+++ EXERCISE MATERIAL +++
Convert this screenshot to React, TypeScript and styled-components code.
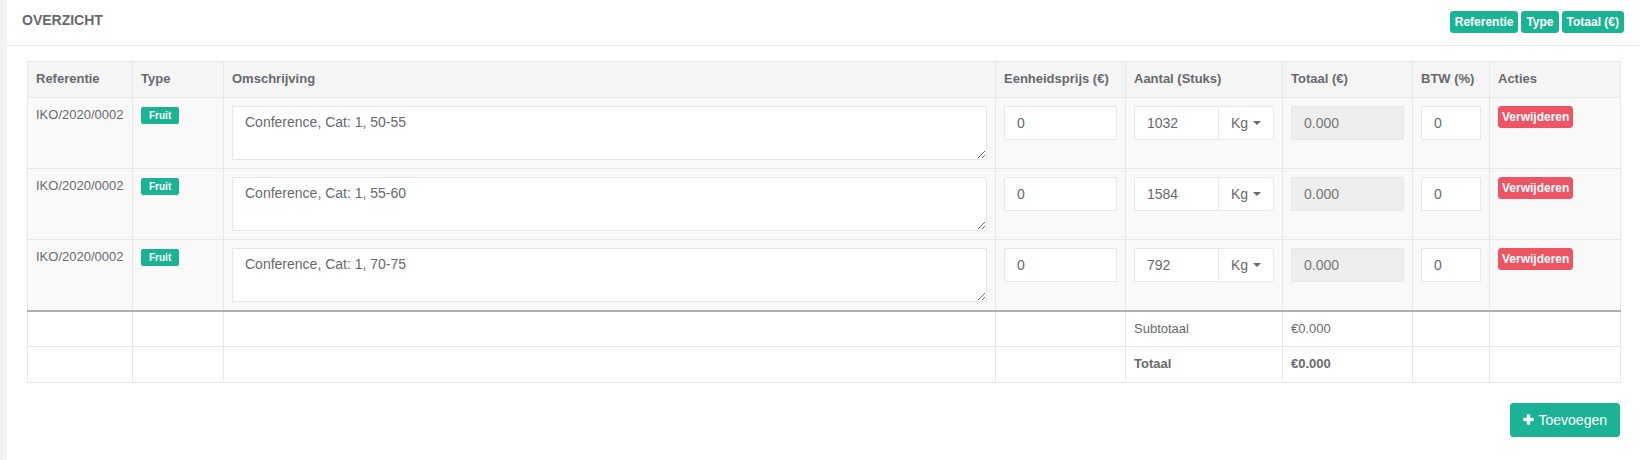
import { FC } from 'react';
import styled, { createGlobalStyle } from 'styled-components';

const GlobalStyle = createGlobalStyle`
	html, body {
		margin: 0;
		padding: 0;
		background: #f3f3f4;
	}

	body {
		font-family: 'Liberation Sans', Arial, Helvetica, sans-serif;
		font-size: 13px;
		line-height: 1.42857;
		color: #676a6c;
	}

	* {
		box-sizing: border-box;
	}
`;

const Page = styled.div`
	padding-left: 7px;
	min-height: 460px;
`;

const Panel = styled.section`
	background: #fff;
	min-height: 460px;
`;

const PanelTitle = styled.header`
	display: flex;
	align-items: center;
	justify-content: space-between;
	height: 46px;
	padding: 0 16px 1px 15px;
	border-bottom: 1px solid #e7eaec;

	h5 {
		margin: 0 0 2px;
		font-size: 14px;
		font-weight: bold;
		text-transform: uppercase;
		color: #676a6c;
	}
`;

const Tools = styled.div`
	display: flex;
	gap: 3px;
`;

const Button = styled.button<{ $variant?: 'primary' | 'danger'; $size?: 'xs' | 'md' }>`
	display: inline-flex;
	align-items: center;
	gap: 5px;
	border: 1px solid ${({ $variant }) => ($variant === 'danger' ? '#ed5565' : '#1ab394')};
	background: ${({ $variant }) => ($variant === 'danger' ? '#ed5565' : '#1ab394')};
	color: #fff;
	border-radius: 3px;
	font-family: inherit;
	cursor: pointer;
	font-size: ${({ $size }) => ($size === 'md' ? '14px' : '12px')};
	font-weight: ${({ $size }) => ($size === 'md' ? 'normal' : 'bold')};
	line-height: ${({ $size }) => ($size === 'md' ? '20px' : '18px')};
	padding: ${({ $size, $variant }) =>
		$size === 'md' ? '6px 12px' : $variant === 'danger' ? '1px 3px' : '1px 4px'};
`;

const Content = styled.div`
	padding: 15px 20px 20px;
`;

const Table = styled.table`
	width: 100%;
	border-collapse: collapse;
	table-layout: fixed;
	margin-bottom: 20px;

	th,
	td {
		border: 1px solid #e7e7e7;
		padding: 8px;
		text-align: left;
		vertical-align: top;
	}

	th {
		background: #f5f5f6;
		font-weight: bold;
	}

	tbody td {
		background: #f9f9f9;
	}

	tfoot td {
		background: #fff;
	}

	tfoot tr:first-child td {
		border-top: 2px solid #aeb0b2;
	}
`;

const Col = styled.col<{ $w: number }>`
	width: ${({ $w }) => $w}px;
`;

const Label = styled.span`
	display: inline-block;
	background: #1ab394;
	color: #fff;
	font-size: 10px;
	font-weight: bold;
	line-height: 11px;
	padding: 3px 8px;
	border-radius: 2px;
	margin-top: 1px;
`;

const TextArea = styled.textarea`
	display: block;
	width: 100%;
	height: 54px;
	padding: 6px 12px;
	border: 1px solid #e5e6e7;
	border-radius: 1px;
	font-family: inherit;
	font-size: 14px;
	line-height: 1.42857;
	color: #676a6c;
	background: #fff;
	outline: none;
`;

const Input = styled.input`
	display: block;
	width: 100%;
	height: 34px;
	padding: 6px 12px;
	border: 1px solid #e5e6e7;
	border-radius: 1px;
	font-family: inherit;
	font-size: 14px;
	color: #676a6c;
	background: #fff;
	outline: none;

	&:disabled {
		background: #eee;
		color: #777;
	}
`;

const InputGroup = styled.div`
	display: flex;

	input {
		flex: 1;
		min-width: 0;
	}
`;

const Addon = styled.button`
	display: flex;
	align-items: center;
	gap: 5px;
	height: 34px;
	padding: 6px 12px;
	border: 1px solid #e7eaec;
	border-left: none;
	border-radius: 0 3px 3px 0;
	background: #fff;
	font-family: inherit;
	font-size: 14px;
	color: #676a6c;
`;

const Caret = styled.span`
	width: 0;
	height: 0;
	border-top: 4px solid #676a6c;
	border-left: 4px solid transparent;
	border-right: 4px solid transparent;
`;

const Actions = styled.div`
	display: flex;
	justify-content: flex-end;

	button {
		gap: 4px;
	}
`;

const PlusIcon: FC = () => (
	<svg width="11" height="11" viewBox="0 0 11 11" aria-hidden="true">
		<rect x="3.8" y="0.3" width="3.4" height="10.4" fill="#fff" />
		<rect x="0.3" y="3.8" width="10.4" height="3.4" fill="#fff" />
	</svg>
);

const rows = [
	{ ref: 'IKO/2020/0002', desc: 'Conference, Cat: 1, 50-55', qty: '1032' },
	{ ref: 'IKO/2020/0002', desc: 'Conference, Cat: 1, 55-60', qty: '1584' },
	{ ref: 'IKO/2020/0002', desc: 'Conference, Cat: 1, 70-75', qty: '792' },
];

const widths = [105, 91, 772, 130, 157, 130, 77, 131];

const App: FC = () => {
	return (
		<>
			<GlobalStyle />
			<Page>
				<Panel>
					<PanelTitle>
						<h5>Overzicht</h5>
						<Tools>
							<Button $variant="primary">Referentie</Button>
							<Button $variant="primary">Type</Button>
							<Button $variant="primary">Totaal (€)</Button>
						</Tools>
					</PanelTitle>

					<Content>
						<Table>
							<colgroup>
								{widths.map((w, i) => (
									<Col key={i} $w={w} />
								))}
							</colgroup>
							<thead>
								<tr>
									<th>Referentie</th>
									<th>Type</th>
									<th>Omschrijving</th>
									<th>Eenheidsprijs (€)</th>
									<th>Aantal (Stuks)</th>
									<th>Totaal (€)</th>
									<th>BTW (%)</th>
									<th>Acties</th>
								</tr>
							</thead>
							<tbody>
								{rows.map((row, i) => (
									<tr key={i}>
										<td>{row.ref}</td>
										<td>
											<Label>Fruit</Label>
										</td>
										<td>
											<TextArea rows={2} defaultValue={row.desc} />
										</td>
										<td>
											<Input defaultValue="0" />
										</td>
										<td>
											<InputGroup>
												<Input defaultValue={row.qty} />
												<Addon>
													Kg <Caret />
												</Addon>
											</InputGroup>
										</td>
										<td>
											<Input disabled value="0.000" readOnly />
										</td>
										<td>
											<Input defaultValue="0" />
										</td>
										<td>
											<Button $variant="danger">Verwijderen</Button>
										</td>
									</tr>
								))}
							</tbody>
							<tfoot>
								<tr>
									<td />
									<td />
									<td />
									<td />
									<td>Subtotaal</td>
									<td>€0.000</td>
									<td />
									<td />
								</tr>
								<tr>
									<td />
									<td />
									<td />
									<td />
									<td>
										<b>Totaal</b>
									</td>
									<td>
										<b>€0.000</b>
									</td>
									<td />
									<td />
								</tr>
							</tfoot>
						</Table>

						<Actions>
							<Button $variant="primary" $size="md">
								<PlusIcon />
								Toevoegen
							</Button>
						</Actions>
					</Content>
				</Panel>
			</Page>
		</>
	);
};

export default App;
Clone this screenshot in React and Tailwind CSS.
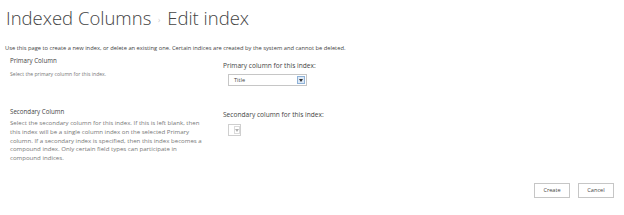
import React from 'react';

const font = { fontFamily: '"Segoe UI", "Open Sans", "Liberation Sans", sans-serif' };

const Select = ({ value, width, disabled }) => (
  <div
    className={`flex h-[12px] items-stretch border ${disabled ? 'border-[#cfcfcf]' : 'border-[#c6c6c6]'} bg-white`}
    style={{ width }}
  >
    <span className="flex-1 pl-[5px] text-[5.6px] leading-[10px] text-[#444]">{value}</span>
    <span
      className={`my-[1px] mr-[1px] flex w-[8px] items-center justify-center border ${
        disabled ? 'border-[#dadada] bg-white' : 'border-[#8fb2d8] bg-[#dde9f6]'
      }`}
    >
      <svg width="4" height="3" viewBox="0 0 4 3">
        <path d="M0 0h4L2 3z" fill={disabled ? '#b0b0b0' : '#333'} />
      </svg>
    </span>
  </div>
);

const App = () => {
  return (
    <div className="relative h-[215px] w-[624px] overflow-hidden bg-white" style={font}>
      {/* breadcrumb, mostly scrolled off */}
      <div className="mt-[-7px] flex h-[10px] items-end pl-[6px] text-[6px] leading-[9px]">
        <span className="text-[#0072c6]">Home</span>
        <span className="ml-[24px] text-[#777]">›&nbsp;&nbsp;Edit Links</span>
      </div>

      <h1 className="mt-[2px] pl-[6px] text-[18.5px] leading-[26px] font-light text-[#444]">
        Indexed Columns <span className="mx-[2px] align-middle text-[9px] text-[#aaa]">›</span> Edit index
      </h1>

      <p className="mt-[10px] pl-[5px] text-[5.75px] leading-[10px] text-[#444]">
        Use this page to create a new index, or delete an existing one. Certain indices are created by the system and cannot be deleted.
      </p>

      <div className="mt-[3px] flex">
        <div className="w-[223px] pl-[10px]">
          <div className="text-[6.2px] leading-[10px] text-[#444]">Primary Column</div>
          <div className="mt-[4px] text-[5.1px] leading-[9px] text-[#777]">
            Select the primary column for this index.
          </div>
        </div>
        <div className="pt-[5px]">
          <div className="text-[6.6px] leading-[10px] text-[#444]">Primary column for this index:</div>
          <div className="mt-[3px] pl-[5px]">
            <Select value="Title" width={79} />
          </div>
        </div>
      </div>

      <div className="mt-[21px] flex">
        <div className="w-[223px] pl-[10px]">
          <div className="text-[6.2px] leading-[10px] text-[#444]">Secondary Column</div>
          <div className="mt-[2px] w-[193px] text-[6.1px] leading-[8.8px] text-[#777]">
            Select the secondary column for this index. If this is left blank, then this index will be a single column
            index on the selected Primary column. If a secondary index is specified, then this index becomes a compound
            index. Only certain field types can participate in compound indices.
          </div>
        </div>
        <div className="pt-[3px]">
          <div className="text-[6.6px] leading-[10px] text-[#444]">Secondary column for this index:</div>
          <div className="mt-[4px] pl-[5px]">
            <Select value="" width={13} disabled />
          </div>
        </div>
      </div>

      <div className="absolute top-[183px] right-[10px] flex gap-[8px]">
        <button className="h-[15px] w-[36px] border border-[#c6c6c6] bg-white text-[5.6px] text-[#444]">Create</button>
        <button className="h-[15px] w-[36px] border border-[#c6c6c6] bg-white text-[5.6px] text-[#444]">Cancel</button>
      </div>
    </div>
  );
};

export default App;
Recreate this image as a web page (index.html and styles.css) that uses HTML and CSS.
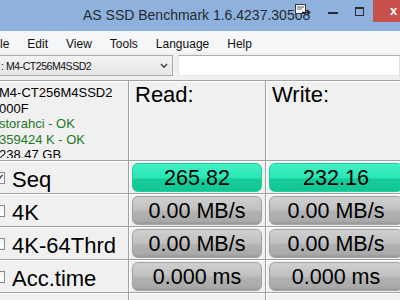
FILE: index.html
```
<!doctype html>
<html>
<head>
  <link rel="stylesheet" href="styles.css">
</head>
<body>
<div class="window">
  <div class="titlebar">
    <div class="title">AS SSD Benchmark 1.6.4237.30508</div>
    <svg class="tray-icon" width="18" height="13" viewBox="0 0 18 13">
      <rect x="1.5" y="1.5" width="10" height="9" fill="#f4f7fc" stroke="#3a3a3a"/>
      <line x1="3" y1="4" x2="10" y2="4" stroke="#555"/>
      <line x1="3" y1="6" x2="8" y2="6" stroke="#777"/>
      <path d="M8 9.5 H15.5 M13 7 L15.8 9.5 L13 12" fill="none" stroke="#2a2a2a" stroke-width="1.3"/>
    </svg>
    <div class="caption">
      <div class="cap-btn"><span class="min-glyph"></span></div>
      <div class="cap-btn"><span class="max-glyph"></span></div>
      <div class="cap-btn close">x</div>
    </div>
  </div>

  <div class="menubar">
    <span class="menu-item">File</span>
    <span class="menu-item">Edit</span>
    <span class="menu-item">View</span>
    <span class="menu-item">Tools</span>
    <span class="menu-item">Language</span>
    <span class="menu-item">Help</span>
  </div>

  <div class="toolbar">
    <div class="combo">
      <span class="combo-text">: M4-CT256M4SSD2</span>
      <svg class="chevron" width="8" height="6" viewBox="0 0 8 6"><path d="M1 1 L4 4.2 L7 1" fill="none" stroke="#3c3c3c" stroke-width="1.4"/></svg>
    </div>
    <div class="textbox"></div>
  </div>

  <div class="grid">
    <div class="cell info-cell">
      <div class="info">
        <div>M4-CT256M4SSD2</div>
        <div>000F</div>
        <div class="ok">storahci - OK</div>
        <div class="ok">359424 K - OK</div>
        <div>238.47 GB</div>
      </div>
    </div>
    <div class="cell head">Read:</div>
    <div class="cell head">Write:</div>

    <div class="cell row-label"><span class="check on"><svg width="9" height="9" viewBox="0 0 9 9"><path d="M1.5 4.5 L3.5 6.8 L7.5 1.8" fill="none" stroke="#333" stroke-width="1.3"/></svg></span><span class="label">Seq</span></div>
    <div class="cell value"><div class="meter good">265.82</div></div>
    <div class="cell value"><div class="meter good">232.16</div></div>

    <div class="cell row-label"><span class="check"></span><span class="label">4K</span></div>
    <div class="cell value"><div class="meter">0.00 MB/s</div></div>
    <div class="cell value"><div class="meter">0.00 MB/s</div></div>

    <div class="cell row-label"><span class="check"></span><span class="label">4K-64Thrd</span></div>
    <div class="cell value"><div class="meter">0.00 MB/s</div></div>
    <div class="cell value"><div class="meter">0.00 MB/s</div></div>

    <div class="cell row-label"><span class="check"></span><span class="label">Acc.time</span></div>
    <div class="cell value"><div class="meter">0.000 ms</div></div>
    <div class="cell value"><div class="meter">0.000 ms</div></div>

    <div class="cell"></div>
    <div class="cell"></div>
    <div class="cell"></div>
  </div>
</div>
</body>
</html>
```
FILE: styles.css
```
body {
  margin: 0;
  width: 400px;
  height: 300px;
  overflow: hidden;
  background: #f0f0f0;
  font-family: "Liberation Sans", Arial, sans-serif;
}

.window {
  width: 400px;
  overflow: hidden;
}

/* title bar */
.titlebar {
  position: relative;
  height: 31px;
  background: #8fb1de;
  display: flex;
  align-items: flex-start;
}
.title {
  padding-left: 83px;
  padding-top: 6px;
  font-size: 14px;
  line-height: 18px;
  color: #262a30;
  white-space: nowrap;
}
.tray-icon {
  position: absolute;
  left: 294px;
  top: 3px;
}
.caption {
  margin-left: auto;
  display: flex;
  margin-right: -14px;
}
.cap-btn {
  width: 26px;
  height: 22px;
  display: flex;
  justify-content: center;
}
.min-glyph {
  margin-top: 12px;
  width: 10px;
  height: 2px;
  background: #2b2b2b;
}
.max-glyph {
  margin-top: 7px;
  width: 7px;
  height: 6px;
  border: 1px solid #2b2b2b;
  border-top-width: 2px;
}
.cap-btn.close {
  width: 41px;
  margin-left: 1px;
  background: #c7504c;
  color: #fff;
  font-weight: bold;
  font-size: 13px;
  line-height: 21px;
}

/* menu */
.menubar {
  height: 19px;
  padding-top: 3px;
  background: #f5f6f7;
  display: flex;
  margin-left: -19px;
  font-size: 12px;
  line-height: 20px;
  color: #111;
}
.menu-item {
  padding: 0 9px;
}

/* toolbar */
.toolbar {
  height: 25px;
  padding-top: 2px;
  display: flex;
  align-items: flex-start;
}
.combo {
  margin-left: -1px;
  width: 199px;
  height: 19px;
  border: 1px solid #acacac;
  background: linear-gradient(#f3f3f3, #e6e6e6);
  display: flex;
  align-items: center;
}
.combo-text {
  flex: 1;
  padding-left: 1px;
  font-size: 10.5px;
  letter-spacing: -0.45px;
  color: #111;
}
.chevron {
  margin-right: 4px;
}
.textbox {
  margin-left: 5px;
  width: 220px;
  flex: none;
  height: 19px;
  border: 1px solid #abadb3;
  border-color: #abadb3 #dbdfe6 #e3e9ef #e2e3ea;
  background: #fff;
}

/* results grid */
.grid {
  margin-left: -10px;
  padding-top: 1px;
  background: #a0a0a0;
  display: grid;
  grid-template-columns: 138px 136px 140px;
  grid-template-rows: 79px 32px 32px 32px 32px 32px;
  gap: 1px;
}
.cell {
  background: #f0f0f0;
  border-top: 1px solid #fff;
  border-left: 1px solid #fff;
  overflow: hidden;
}

.info-cell {
  padding: 3px 0 0 8px;
}
.info {
  height: 73px;
  overflow: hidden;
  font-size: 13px;
  line-height: 15.5px;
  color: #000;
  white-space: nowrap;
}
.info .ok {
  color: #1e7a1e;
}

.head {
  padding: 1px 0 0 5px;
  font-size: 22px;
  line-height: 24px;
  color: #000;
}

.row-label {
  display: flex;
  align-items: center;
}
.check {
  margin-left: 2px;
  width: 10px;
  height: 10px;
  border: 1px solid #8a8a8a;
  background: linear-gradient(#f4f4f4, #ffffff);
  display: flex;
  align-items: center;
  justify-content: center;
}
.label {
  margin-left: 7px;
  padding-top: 3px;
  font-size: 22px;
  line-height: 25px;
  color: #000;
  white-space: nowrap;
}

.value {
  padding: 1px 3px 1px 2px;
}
.meter {
  height: 27px;
  border: 1px solid #a3a3a3;
  border-radius: 6px;
  background: linear-gradient(#d0d0d0 0%, #c0c0c0 48%, #b2b2b2 54%, #aaaaaa 88%, #979797 100%);
  text-align: center;
  font-size: 21.5px;
  line-height: 28px;
  color: #000;
  white-space: nowrap;
}
.meter.good {
  border-color: #1fd09f;
  background: linear-gradient(#41f0c5 0%, #2ae7b6 50%, #15cc99 56%, #12c694 100%);
}
```
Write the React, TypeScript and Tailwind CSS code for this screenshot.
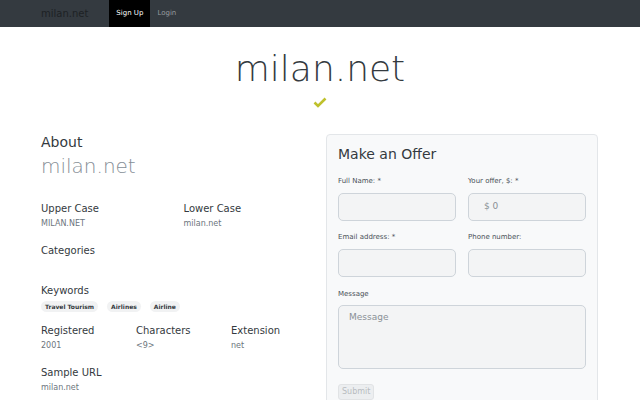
import React from "react";

const font = { fontFamily: '"DejaVu Sans", "Noto Sans", sans-serif' };

function Field({ label, placeholder }: { label: string; placeholder?: string }) {
  return (
    <div>
      <label className="mb-[7px] block text-[7px] leading-[10px] text-[#495057]">{label}</label>
      <div className="flex h-[28px] items-center rounded-[5px] border border-[#ced4da] bg-[#f3f4f5] px-[15px] text-[9px] text-[#8a9096]">
        {placeholder}
      </div>
    </div>
  );
}

function Fact({ title, value }: { title: string; value: string }) {
  return (
    <div>
      <h5 className="text-[10px] leading-[14px] text-[#343a40]">{title}</h5>
      <p className="mt-[3px] text-[8px] leading-[10px] text-[#6c757d]">{value}</p>
    </div>
  );
}

export default function App() {
  return (
    <div className="h-[400px] overflow-hidden bg-white" style={font}>
      <nav className="flex h-[27px] items-center bg-[#343a40] pl-[41px]">
        <span className="mr-[21px] text-[10px] text-[#1d2124]">milan.net</span>
        <a className="flex h-full items-center bg-black px-[7px] text-[7px] text-white">Sign Up</a>
        <a className="flex h-full items-center px-[7px] text-[7px] text-[#969b9f]">Login</a>
      </nav>

      <div className="pt-[19px] text-center">
        <h1 className="text-[36px] font-extralight leading-[46px] text-[#343a40]">milan.net</h1>
        <div className="mt-[5px] flex justify-center">
          <svg width="14" height="11" viewBox="0 0 14 11">
            <path d="M1.5 5.5 L5 9 L12.5 1.5" fill="none" stroke="#bfc12c" strokeWidth="2.6" />
          </svg>
        </div>
      </div>

      <div className="mt-[26px] flex pl-[41px] pr-[42px]">
        <div className="-mt-[1px] w-[285px]">
          <h3 className="text-[14px] leading-[18px] text-[#343a40]">About</h3>
          <h2 className="mt-[3px] text-[20px] font-extralight leading-[24px] text-[#868e96]">milan.net</h2>

          <div className="mt-[24px] grid grid-cols-2">
            <Fact title="Upper Case" value="MILAN.NET" />
            <Fact title="Lower Case" value="milan.net" />
          </div>

          <h5 className="mt-[15px] text-[10px] leading-[14px] text-[#343a40]">Categories</h5>

          <h5 className="mt-[26px] text-[10px] leading-[14px] text-[#343a40]">Keywords</h5>
          <div className="mt-[3px] flex gap-[9px]">
            {["Travel Tourism", "Airlines", "Airline"].map((k) => (
              <span
                key={k}
                className="flex h-[11px] items-center rounded-full bg-[#f1f2f3] px-[4px] text-[6px] font-bold text-[#343a40]"
              >
                {k}
              </span>
            ))}
          </div>

          <div className="mt-[12px] grid grid-cols-3">
            <Fact title="Registered" value="2001" />
            <Fact title="Characters" value="<9>" />
            <Fact title="Extension" value="net" />
          </div>

          <div className="mt-[15px]">
            <Fact title="Sample URL" value="milan.net" />
          </div>
        </div>

        <div className="h-[300px] flex-1 rounded-[4px] border border-[#e3e6e9] bg-[#f8f9fa] px-[11px] pt-[10px]">
          <h3 className="text-[14px] leading-[18px] text-[#343a40]">Make an Offer</h3>
          <div className="mt-[13px] grid grid-cols-2 gap-x-[12px] gap-y-[11px]">
            <Field label="Full Name: *" />
            <Field label="Your offer, $: *" placeholder="$ 0" />
            <Field label="Email address: *" />
            <Field label="Phone number:" />
          </div>
          <label className="mt-[12px] mb-[6px] block text-[7px] leading-[10px] text-[#495057]">Message</label>
          <div className="h-[64px] rounded-[5px] border border-[#ced4da] bg-[#f3f4f5] px-[10px] pt-[5px] text-[9px] text-[#8a9096]">
            Message
          </div>
          <button className="mt-[15px] rounded-[3px] border border-[#e1e3e5] bg-[#eceef0] px-[3px] py-[1px] text-[8px] text-[#b8bcc0]">
            Submit
          </button>
        </div>
      </div>
    </div>
  );
}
+++
PROBLEM TO SOLVE: For the listing above, identify each line bearing "Tailwind".

EXERCISE OUTPUT:
Clone this screenshot in React and Tailwind CSS.
Write the React, TypeScript and Tailwind CSS code for this screenshot.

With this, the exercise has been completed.